You enter a raffle, take an L, and then see the shoe reselling for 3x retail. You wonder: why did Nike not just make more pairs? The answer is more complex — and more deliberate — than you might think.
Manufactured Scarcity
Brands deliberately limit production to create demand. This is not a secret; it is a strategy. When a shoe sells out in minutes, it generates more buzz than a shoe that sits on shelves. Every "Sold Out" notification is free marketing. Every resale premium validates the brand's desirability.
The Economics
Making more pairs means lower resale value, which means less hype, which means less desire for the next release. It is a carefully balanced ecosystem. Nike could make a million pairs of every Jordan — but then Jordans would not feel special, and the brand's premium positioning would erode.
Tiers of Limited
- Quickstrike (QS): Limited regional releases, available at select stores. A few thousand pairs.
- Hyperstrike: Even more limited, usually friends-and-family or influencer seeding. Hundreds of pairs.
- Collaboration: Joint releases with designers or brands.
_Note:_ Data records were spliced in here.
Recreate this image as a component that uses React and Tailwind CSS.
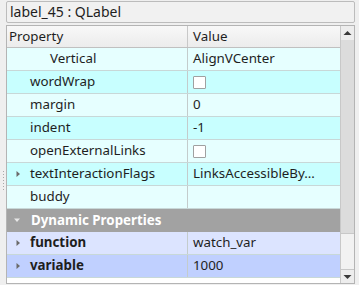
const ROWS = [
  { name: 'Vertical', value: 'AlignVCenter', bg: 'bg-[#e6ffff]', indent: 'pl-[43px]' },
  { name: 'wordWrap', check: true, bg: 'bg-[#c8ffff]' },
  { name: 'margin', value: '0', bg: 'bg-[#e6ffff]' },
  { name: 'indent', value: '-1', bg: 'bg-[#c8ffff]' },
  { name: 'openExternalLinks', check: true, bg: 'bg-[#e6ffff]' },
  { name: 'textInteractionFlags', value: 'LinksAccessibleBy…', bg: 'bg-[#c8ffff]', branch: true },
  { name: 'buddy', value: '', bg: 'bg-[#e6ffff]' },
];

const DYNAMIC = [
  { name: 'function', value: 'watch_var', bg: 'bg-[#dce4ff]' },
  { name: 'variable', value: '1000', bg: 'bg-[#c0d0ff]' },
];

/* ── small branch triangle ── */
const Arrow = ({ down, color = '#6b6b6b' }) =>
  down ? (
    <svg width="8" height="8" viewBox="0 0 8 8">
      <path d="M1 2.5 L7 2.5 L4 6 Z" fill={color} />
    </svg>
  ) : (
    <svg width="8" height="8" viewBox="0 0 8 8">
      <path d="M2.5 1 L6 4 L2.5 7 Z" fill={color} />
    </svg>
  );

const Check = () => <div className="w-[13px] h-[13px] bg-white border border-[#a0a0a0] rounded-[1px]" />;

const Row = ({ row, bold }) => (
  <div className={`flex h-[23px] border-b border-[#c8d8d8] ${row.bg}`}>
    <div className="w-[181px] flex items-center border-r border-[#c4cccc] relative">
      {row.branch && (
        <span className="absolute left-[7px] top-[7px]">
          <Arrow />
        </span>
      )}
      <span className={`${row.indent || 'pl-[23px]'} ${bold ? 'font-bold' : ''} whitespace-nowrap`}>
        {row.name}
      </span>
    </div>
    <div className="flex-1 flex items-center pl-[5px] whitespace-nowrap">
      {row.check ? <Check /> : row.value}
    </div>
  </div>
);

export default function App() {
  return (
    <div
      className="w-[359px] h-[285px] bg-[#efefef] flex text-[13.33px] text-[#1e1e1e] overflow-hidden"
      style={{ fontFamily: '"Noto Sans", "DejaVu Sans", sans-serif' }}
    >
      {/* splitter handle */}
      <div className="w-[6px] flex flex-col items-center justify-end pb-[95px] gap-[2px]">
        {[0, 1, 2, 3, 4, 5, 6].map((i) => (
          <div key={i} className="w-[1px] h-[1px] bg-[#a8a8a8]" />
        ))}
      </div>

      <div className="w-[349px] flex flex-col pt-[1px]">
        {/* object name line */}
        <div className="h-[22px] border border-[#bcbcbc] bg-[#f1f1f1] rounded-[2px] flex items-center px-[3px] leading-none text-[14px]">
          label_45 : QLabel
        </div>

        {/* property tree */}
        <div className="mt-[2px] h-[259px] border border-[#b4b4b4] bg-white flex">
          <div className="flex-1 flex flex-col overflow-hidden">
            <div className="flex h-[22px] bg-gradient-to-b from-[#f8f8f8] to-[#ececec] border-b border-[#c0c0c0]">
              <div className="w-[181px] flex items-center pl-[2px] border-r border-[#c8c8c8]">Property</div>
              <div className="flex-1 flex items-center pl-[5px]">Value</div>
            </div>

            {ROWS.map((r) => (
              <Row key={r.name} row={r} />
            ))}

            <div className="flex items-center h-[23px] bg-[#a2a2a2] text-white font-bold relative">
              <span className="absolute left-[6px] top-[7px]">
                <Arrow down color="#e8e8e8" />
              </span>
              <span className="pl-[24px]">Dynamic Properties</span>
            </div>

            {DYNAMIC.map((r) => (
              <Row key={r.name} row={{ ...r, branch: true }} bold />
            ))}
          </div>

          {/* scrollbar */}
          <div className="w-[14px] border-l border-[#c8c8c8] bg-[#dcdcdc] flex flex-col">
            <div className="h-[14px] bg-[#ededed] flex items-center justify-center">
              <svg width="9" height="6" viewBox="0 0 9 6">
                <path d="M0.5 5 L4.5 1 L8.5 5 Z" fill="#3a3a3a" />
              </svg>
            </div>
            <div className="flex-1" />
            <div className="h-[36px] bg-[#f2f2f2] border-t border-[#c8c8c8]" />
            <div className="h-[14px] bg-[#ededed] border-t border-[#c8c8c8] flex items-center justify-center">
              <svg width="9" height="6" viewBox="0 0 9 6">
                <path d="M0.5 1 L4.5 5 L8.5 1 Z" fill="#3a3a3a" />
              </svg>
            </div>
          </div>
        </div>
      </div>
    </div>
  );
}
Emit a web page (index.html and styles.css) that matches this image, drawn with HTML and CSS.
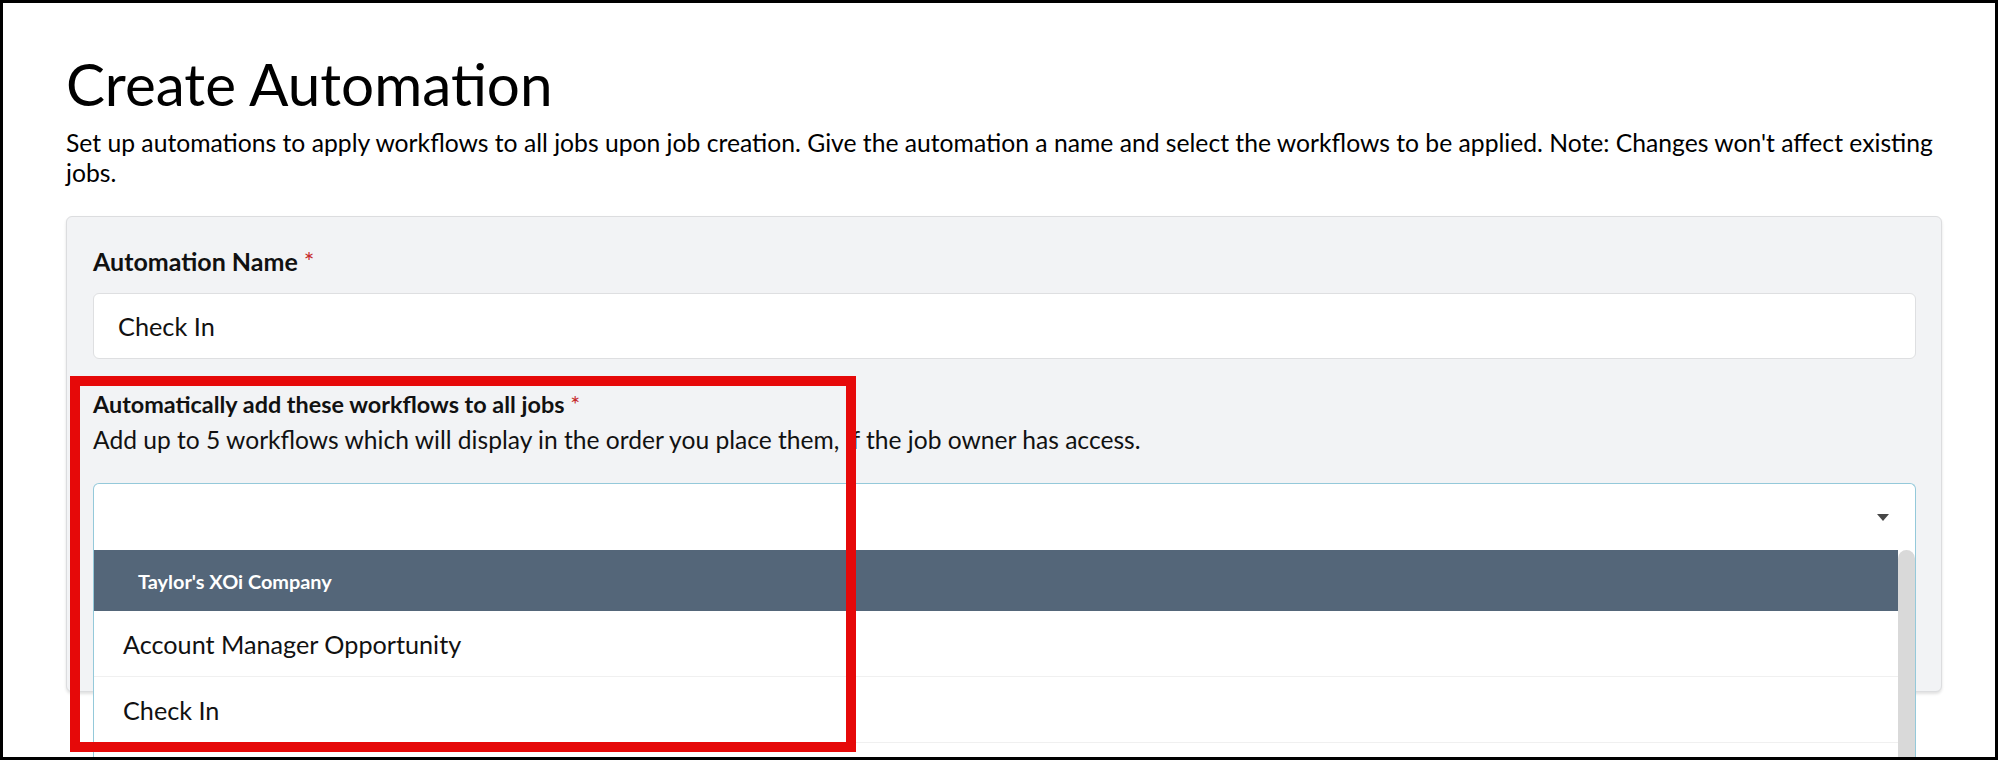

Varies from hundreds to tens of thousands depending on the partner.
- "Limited" General Release: Made in larger quantities but still sells out due to high demand. The Panda Dunk was this — not truly limited, but demand exceeded supply.
The Hype Machine
Weeks before a drop, the brand seeds pairs to influencers and celebrities. Sneaker media covers every angle and detail. Social media builds anticipation. By drop day, thousands of people want something only hundreds can get. It is a masterclass in marketing.
Is It Fair?
That is the million-rupee question. Bots buy up stock, resellers hoard pairs, and genuine fans take Ls. Brands are slowly addressing this — Nike's SNKRS app uses draw systems, Adidas Confirmed attempts fair distribution. But the system is far from perfect.
What You Can Do
Enter every raffle you can. Follow multiple retailers for each drop. Accept that Ls are part of the game. And remember — there is always another drop coming. No single shoe is worth stressing over. The ones that got away become the stories you tell, and there is value in that too.